There is a plan to meet the President and Prime Minister of Ukraine and ask the Government to support the chess activities. This is only a plan. There is a possibility to realise this plan in the next one year and there may be effective support from the Government.

Ukraine won the World Team Championship this year. What kind of effort went behind it? Was Ukraine really stronger than Russia?

It is difficult to say that Ukraine is stronger than Russia because the difference was only half a point. But as you may have seen Ukraine usually plays very well in team championships. In the Chess Olympiads we were in the top three. It is no big surprise that now we are the first.

Did you follow the Kramnik versus Kasparov match in Moscow?

I didn't have time to follow that match. I haven't seen all the games yet.

Last year you were in India. Did you enjoy your stay?

Yes, I liked it very much. It was an interesting visit to the Taj Mahal.

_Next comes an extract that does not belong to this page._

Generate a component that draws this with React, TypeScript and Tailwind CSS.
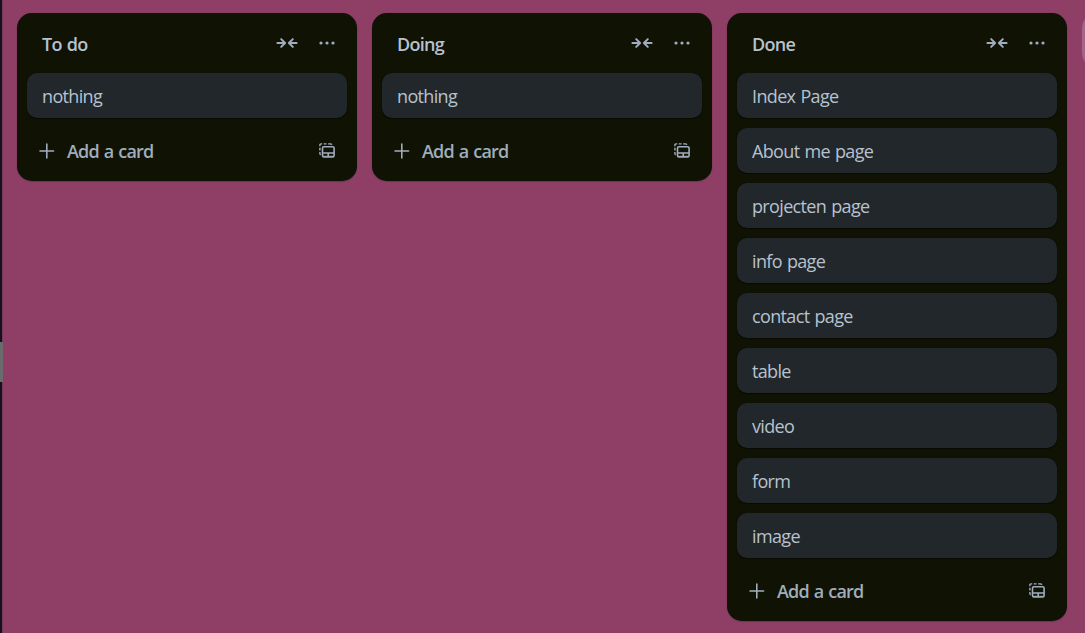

I lost in the first round (laughs) but I don't have any bad feeling about India or Delhi. I still like India.

You beat Vishy now. Do you see it like a revenge for the Linares match?

I don't see this match as a revenge for Linares. I consider this match as a continuation of a match under the FIDE knock-out system, nothing more.

You have signed up for Linares 2002. Will your games against Kramnik have more importance if you win the finals?

You have to wait (laughs). I am not the champion yet.

What kind of a match are we going to see in the finals?

I don't know. I still have to think about the strategy in the match.

Is one month enough for preparation?

One month is not a big time for preparation. But of course I would prepare and try to find a way to do it.

Ukraine has a world champion for sure. What difference will it make in Ukraine?

It is difficult to say. It will be a different situation if I become world champion or if Ponomariov becomes world champion. Because different people support me and different people support him. It is hard to discuss about it now.